Shock opera: Tannhauser too much for some
Shock opera: Tannhauser too much for some

An opera in Germany has been cancelled after only one performance amid a Nazi storm.

Some audience members at Dusseldorf opera house were so traumatised they fell ill during 'Tannhauser' by Wagner - Adolf Hitler's favourite composer.

Scenes included Jews being sent in to gas chambers by Nazi soldiers and on-the-spot executions of deportees.

Tannhauser usually begins in an erotic idyll featuring lead character Venus frolicking naked with nymphs.

One critic watching in the theatre on opening night said Burkhard C. Kosminski's interpretation took the audience to the "brink."

Theatre buff Ulrike Gondorf described one disturbing scene: "All these very different people - young and old - were visible in glass chambers, behind glass walls; suddenly smoke, steam, fog streamed in, and they were all lying on the ground.

"The image of the gas chambers was certainly very strongly present, and you noticed immediately how the tension mounted in the room, how the people found this image very trying,"

Burkhard Kosminksi
Burkhard Kosminksi

Tanhauser was Kosminski's first go at opera and judging by the critical reception, he may have to wait a while for another try.
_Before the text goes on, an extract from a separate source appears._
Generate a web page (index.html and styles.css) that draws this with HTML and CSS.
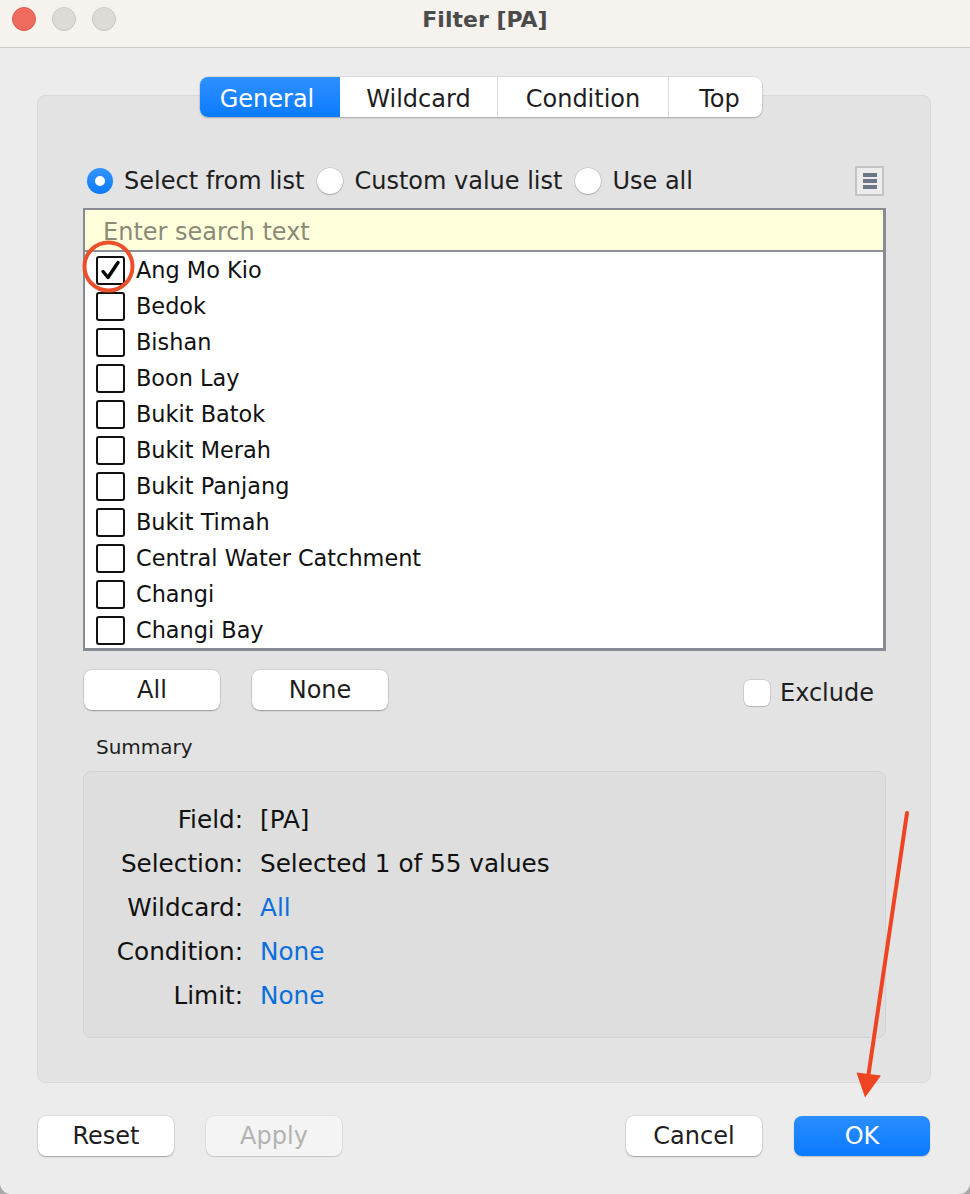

A chorus of boos and cheers from guests drowned out the actors on opening night.

During "intensive talks" after the show, Kosminski refused to tone down the content and prevent an audience exodus at future performances.

Managers said they were powerless to order him to edit the production under laws on artistic freedom.

So they pulled the production from the schedule completely and replaced it with a concert version of Tannhauser - minus the controversial staging.

In a statement the Dusseldof theatre said: "We react with the greatest of concern to the fact that some scenes, especially the very realistic depiction of execution at gun point, led to such a strong physical and psychological impact on numerous visitors, that they had to seek medical attention afterwards.

"I believe this, at the least should have served as a clear indication of a beginner at work."